#### [Task requirements]
Reproduce all the lines exactly as they stand, apart from the pictures.

#### [Stored data]
□ □ □ □ □

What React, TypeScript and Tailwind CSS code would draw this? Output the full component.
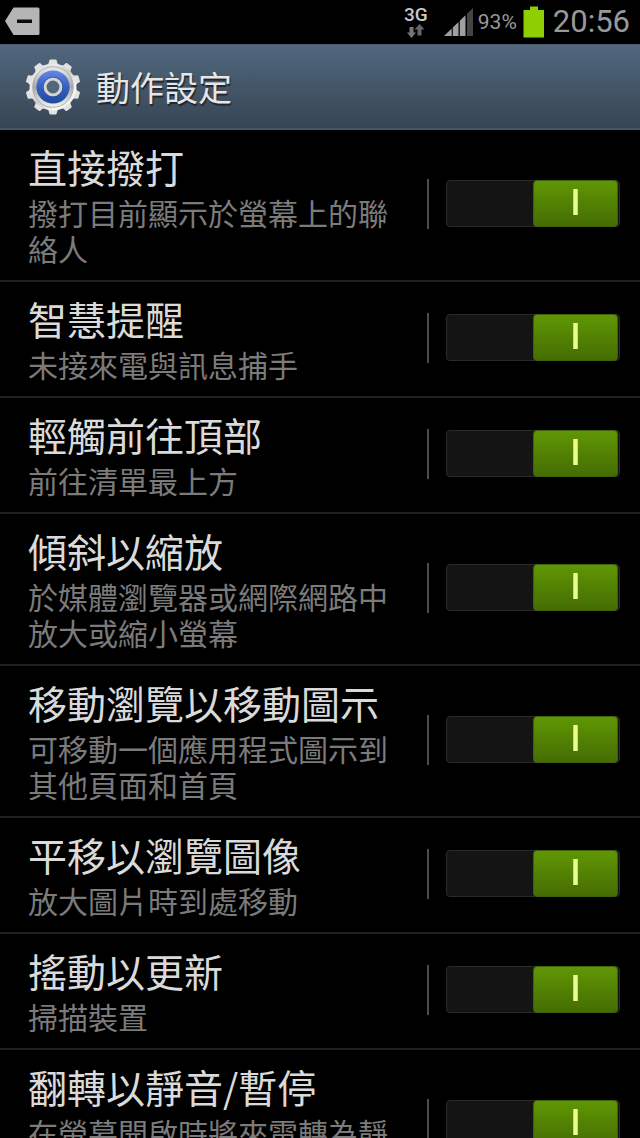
import { useState } from "react";

const settings = [
  { id: "direct-call", title: "直接撥打", description: "撥打目前顯示於螢幕上的聯絡人" },
  { id: "smart-alert", title: "智慧提醒", description: "未接來電與訊息捕手" },
  { id: "double-tap", title: "輕觸前往頂部", description: "前往清單最上方" },
  { id: "tilt-zoom", title: "傾斜以縮放", description: "於媒體瀏覽器或網際網路中放大或縮小螢幕" },
  { id: "pan-icon", title: "移動瀏覽以移動圖示", description: "可移動一個應用程式圖示到其他頁面和首頁" },
  { id: "pan-image", title: "平移以瀏覽圖像", description: "放大圖片時到處移動" },
  { id: "shake-update", title: "搖動以更新", description: "掃描裝置" },
  { id: "turn-over", title: "翻轉以靜音/暫停", description: "在螢幕開啟時將來電轉為靜音" },
];

const teeth = [0, 36, 72, 108, 144, 180, 216, 252, 288, 324];

function GearIcon() {
  return (
    <svg viewBox="0 0 54 56" className="w-[54px] h-14 shrink-0" aria-hidden="true">
      <defs>
        <linearGradient id="metal" x1="0" y1="0" x2="1" y2="1">
          <stop offset="0" stopColor="#d8d8d8" />
          <stop offset="0.3" stopColor="#ececec" />
          <stop offset="0.5" stopColor="#cccccc" />
          <stop offset="0.75" stopColor="#f8f8f8" />
          <stop offset="1" stopColor="#e4e4e4" />
        </linearGradient>
        <linearGradient id="rim" x1="0" y1="0" x2="0" y2="1">
          <stop offset="0" stopColor="#ededed" />
          <stop offset="0.5" stopColor="#a8a8a8" />
          <stop offset="1" stopColor="#f2f2f2" />
        </linearGradient>
        <linearGradient id="blue" x1="0" y1="0" x2="0" y2="1">
          <stop offset="0" stopColor="#6688e6" />
          <stop offset="0.5" stopColor="#3560c2" />
          <stop offset="1" stopColor="#1d4a9c" />
        </linearGradient>
      </defs>
      <g fill="#e2e2e2">
        {teeth.map((angle) => (
          <path key={angle} d="M18.5 8 Q22.300 6 22.800 3.800 L23.300 1.400 Q23.500 0.500 24.500 0.500 H29.500 Q30.500 0.500 30.700 1.400 L31.200 3.800 Q31.700 6 35.500 8 Z" transform={`rotate(${angle} 27 28)`} />
        ))}
      </g>
      <circle cx="27" cy="28" r="23.500" fill="url(#metal)" />
      <circle cx="27" cy="28" r="20.300" fill="url(#rim)" stroke="#a2a2a2" strokeWidth="0.8" />
      <circle cx="27" cy="28" r="16.600" fill="url(#blue)" />
      <circle cx="27" cy="28" r="8" fill="#52677c" stroke="#d4d4d4" strokeWidth="3.2" />
      <circle cx="27" cy="28" r="9.900" fill="none" stroke="#24468c" strokeWidth="0.6" />
    </svg>
  );
}

function StatusBar() {
  return (
    <div className="flex h-11 shrink-0 items-center justify-between pl-1 pr-2.5 font-['Roboto',sans-serif] text-[#999999]">
      <svg viewBox="0 0 36 30" className="w-9 h-[30px]" aria-hidden="true">
        <path d="M1 14 L9.5 0.5 H34 Q35.5 0.5 35.5 2 V26.500 Q35.500 28 34 28 H9.500 Z" fill="#b5b5b5" />
        <path d="M13 12.500 H28 V16 H13 Z" fill="#0a0a0a" />
      </svg>
      <div className="flex items-center gap-1">
        <div className="mr-3 flex flex-col items-center gap-px">
          <span className="text-[19px] leading-4 font-medium text-[#c8c8c8]">3G</span>
          <svg viewBox="0 0 18 14" className="w-[18px] h-3.5" aria-hidden="true">
            <path d="M2.500 3 H6.500 V8.500 H9 L4.500 14 L0 8.500 H2.500 Z" fill="#777777" />
            <path d="M10.500 11.500 H14.500 V5.500 H17.500 L12.500 0 L7.500 5.500 H10.500 Z" fill="#666666" />
          </svg>
        </div>
        <svg viewBox="0 0 30 28" className="w-[30px] h-7" aria-hidden="true">
          <path d="M0 28 L7.700 20.600 V28 Z M8.800 28 V19.500 L14.500 14 V28 Z M15.800 28 V12.800 L21.500 7.300 V28 Z" fill="#a0a0a0" />
          <path d="M23 28 V5.800 L29 0 V28 Z" fill="#444444" />
        </svg>
        <span className="text-[21px] leading-6">93%</span>
        <svg viewBox="0 0 22 32" className="ml-0.5 w-[22px] h-8" aria-hidden="true">
          <path d="M7 0.500 H15 V4 H21 V31.500 H0.500 V4 H7 Z" fill="#8fce00" />
        </svg>
        <span className="ml-1 text-[31px] leading-9">20:56</span>
      </div>
    </div>
  );
}

export default function App() {
  const [enabled, setEnabled] = useState<Record<string, boolean>>({});

  return (
    <div className="flex h-screen flex-col overflow-hidden bg-black font-['Noto_Sans_CJK_TC',sans-serif]" lang="zh-Hant">
      <StatusBar />
      <header className="flex h-[86px] shrink-0 items-center gap-4 border-t border-b-2 border-t-[#4b5d6c] border-b-[#43566a] bg-linear-to-b from-[#51687e] to-[#374554] px-[26px]">
        <GearIcon />
        <h1 className="text-[34px] leading-10 text-[#e6e6e6] [text-shadow:1px_2px_1px_#1c252e]">動作設定</h1>
      </header>
      <ul className="min-h-0 flex-1 overflow-y-auto [scrollbar-width:none]">
        {settings.map((item) => (
          <li key={item.id} className="flex items-center border-b-2 border-[#202020] pl-7 pr-5">
            <label htmlFor={item.id} className="min-w-0 flex-1 pt-2.5 pb-3.5 pr-4">
              <span className="block text-[39px] leading-[52px] text-[#dadada]">{item.title}</span>
              <span className="mt-0.5 block text-[30px] leading-9 text-[#7b7b7b]">{item.description}</span>
            </label>
            <div className="mb-[3px] flex items-center gap-[17px]">
              <span className="h-[50px] w-0.5 bg-[#4c4c4c]" />
              <div className="relative h-[47px] w-[174px]">
                <input
                  id={item.id}
                  type="checkbox"
                  role="switch"
                  checked={enabled[item.id] ?? true}
                  onChange={(e) => setEnabled({ ...enabled, [item.id]: e.target.checked })}
                  className="peer block h-full w-full appearance-none rounded-sm border border-[#2a2a2a] bg-[#141414]"
                />
                <span className="pointer-events-none absolute inset-y-0 left-0 flex w-[85px] justify-center rounded-sm border border-[#333333] bg-[#3a3a3a] pt-2 peer-checked:left-[87px] peer-checked:border-[#3f6406] peer-checked:bg-linear-to-b peer-checked:from-[#609704] peer-checked:to-[#456c03]">
                  <span className="h-[26px] w-[5px] border-x border-[#c3e35a] bg-[#ecff93]" />
                </span>
              </div>
            </div>
          </li>
        ))}
      </ul>
    </div>
  );
}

□ □ □ □ □

#### [Response below]
What React, TypeScript and Tailwind CSS code would draw this? Output the full component.
import { useState } from "react";

const settings = [
  { id: "direct-call", title: "直接撥打", description: "撥打目前顯示於螢幕上的聯絡人" },
  { id: "smart-alert", title: "智慧提醒", description: "未接來電與訊息捕手" },
  { id: "double-tap", title: "輕觸前往頂部", description: "前往清單最上方" },
  { id: "tilt-zoom", title: "傾斜以縮放", description: "於媒體瀏覽器或網際網路中放大或縮小螢幕" },
  { id: "pan-icon", title: "移動瀏覽以移動圖示", description: "可移動一個應用程式圖示到其他頁面和首頁" },
  { id: "pan-image", title: "平移以瀏覽圖像", description: "放大圖片時到處移動" },
  { id: "shake-update", title: "搖動以更新", description: "掃描裝置" },
  { id: "turn-over", title: "翻轉以靜音/暫停", description: "在螢幕開啟時將來電轉為靜音" },
];

const teeth = [0, 36, 72, 108, 144, 180, 216, 252, 288, 324];

function GearIcon() {
  return (
    <svg viewBox="0 0 54 56" className="w-[54px] h-14 shrink-0" aria-hidden="true">
      <defs>
        <linearGradient id="metal" x1="0" y1="0" x2="1" y2="1">
          <stop offset="0" stopColor="#d8d8d8" />
          <stop offset="0.3" stopColor="#ececec" />
          <stop offset="0.5" stopColor="#cccccc" />
          <stop offset="0.75" stopColor="#f8f8f8" />
          <stop offset="1" stopColor="#e4e4e4" />
        </linearGradient>
        <linearGradient id="rim" x1="0" y1="0" x2="0" y2="1">
          <stop offset="0" stopColor="#ededed" />
          <stop offset="0.5" stopColor="#a8a8a8" />
          <stop offset="1" stopColor="#f2f2f2" />
        </linearGradient>
        <linearGradient id="blue" x1="0" y1="0" x2="0" y2="1">
          <stop offset="0" stopColor="#6688e6" />
          <stop offset="0.5" stopColor="#3560c2" />
          <stop offset="1" stopColor="#1d4a9c" />
        </linearGradient>
      </defs>
      <g fill="#e2e2e2">
        {teeth.map((angle) => (
          <path key={angle} d="M18.5 8 Q22.300 6 22.800 3.800 L23.300 1.400 Q23.500 0.500 24.500 0.500 H29.500 Q30.500 0.500 30.700 1.400 L31.200 3.800 Q31.700 6 35.500 8 Z" transform={`rotate(${angle} 27 28)`} />
        ))}
      </g>
      <circle cx="27" cy="28" r="23.500" fill="url(#metal)" />
      <circle cx="27" cy="28" r="20.300" fill="url(#rim)" stroke="#a2a2a2" strokeWidth="0.8" />
      <circle cx="27" cy="28" r="16.600" fill="url(#blue)" />
      <circle cx="27" cy="28" r="8" fill="#52677c" stroke="#d4d4d4" strokeWidth="3.2" />
      <circle cx="27" cy="28" r="9.900" fill="none" stroke="#24468c" strokeWidth="0.6" />
    </svg>
  );
}

function StatusBar() {
  return (
    <div className="flex h-11 shrink-0 items-center justify-between pl-1 pr-2.5 font-['Roboto',sans-serif] text-[#999999]">
      <svg viewBox="0 0 36 30" className="w-9 h-[30px]" aria-hidden="true">
        <path d="M1 14 L9.5 0.5 H34 Q35.5 0.5 35.5 2 V26.500 Q35.500 28 34 28 H9.500 Z" fill="#b5b5b5" />
        <path d="M13 12.500 H28 V16 H13 Z" fill="#0a0a0a" />
      </svg>
      <div className="flex items-center gap-1">
        <div className="mr-3 flex flex-col items-center gap-px">
          <span className="text-[19px] leading-4 font-medium text-[#c8c8c8]">3G</span>
          <svg viewBox="0 0 18 14" className="w-[18px] h-3.5" aria-hidden="true">
            <path d="M2.500 3 H6.500 V8.500 H9 L4.500 14 L0 8.500 H2.500 Z" fill="#777777" />
            <path d="M10.500 11.500 H14.500 V5.500 H17.500 L12.500 0 L7.500 5.500 H10.500 Z" fill="#666666" />
          </svg>
        </div>
        <svg viewBox="0 0 30 28" className="w-[30px] h-7" aria-hidden="true">
          <path d="M0 28 L7.700 20.600 V28 Z M8.800 28 V19.500 L14.500 14 V28 Z M15.800 28 V12.800 L21.500 7.300 V28 Z" fill="#a0a0a0" />
          <path d="M23 28 V5.800 L29 0 V28 Z" fill="#444444" />
        </svg>
        <span className="text-[21px] leading-6">93%</span>
        <svg viewBox="0 0 22 32" className="ml-0.5 w-[22px] h-8" aria-hidden="true">
          <path d="M7 0.500 H15 V4 H21 V31.500 H0.500 V4 H7 Z" fill="#8fce00" />
        </svg>
        <span className="ml-1 text-[31px] leading-9">20:56</span>
      </div>
    </div>
  );
}

export default function App() {
  const [enabled, setEnabled] = useState<Record<string, boolean>>({});

  return (
    <div className="flex h-screen flex-col overflow-hidden bg-black font-['Noto_Sans_CJK_TC',sans-serif]" lang="zh-Hant">
      <StatusBar />
      <header className="flex h-[86px] shrink-0 items-center gap-4 border-t border-b-2 border-t-[#4b5d6c] border-b-[#43566a] bg-linear-to-b from-[#51687e] to-[#374554] px-[26px]">
        <GearIcon />
        <h1 className="text-[34px] leading-10 text-[#e6e6e6] [text-shadow:1px_2px_1px_#1c252e]">動作設定</h1>
      </header>
      <ul className="min-h-0 flex-1 overflow-y-auto [scrollbar-width:none]">
        {settings.map((item) => (
          <li key={item.id} className="flex items-center border-b-2 border-[#202020] pl-7 pr-5">
            <label htmlFor={item.id} className="min-w-0 flex-1 pt-2.5 pb-3.5 pr-4">
              <span className="block text-[39px] leading-[52px] text-[#dadada]">{item.title}</span>
              <span className="mt-0.5 block text-[30px] leading-9 text-[#7b7b7b]">{item.description}</span>
            </label>
            <div className="mb-[3px] flex items-center gap-[17px]">
              <span className="h-[50px] w-0.5 bg-[#4c4c4c]" />
              <div className="relative h-[47px] w-[174px]">
                <input
                  id={item.id}
                  type="checkbox"
                  role="switch"
                  checked={enabled[item.id] ?? true}
                  onChange={(e) => setEnabled({ ...enabled, [item.id]: e.target.checked })}
                  className="peer block h-full w-full appearance-none rounded-sm border border-[#2a2a2a] bg-[#141414]"
                />
                <span className="pointer-events-none absolute inset-y-0 left-0 flex w-[85px] justify-center rounded-sm border border-[#333333] bg-[#3a3a3a] pt-2 peer-checked:left-[87px] peer-checked:border-[#3f6406] peer-checked:bg-linear-to-b peer-checked:from-[#609704] peer-checked:to-[#456c03]">
                  <span className="h-[26px] w-[5px] border-x border-[#c3e35a] bg-[#ecff93]" />
                </span>
              </div>
            </div>
          </li>
        ))}
      </ul>
    </div>
  );
}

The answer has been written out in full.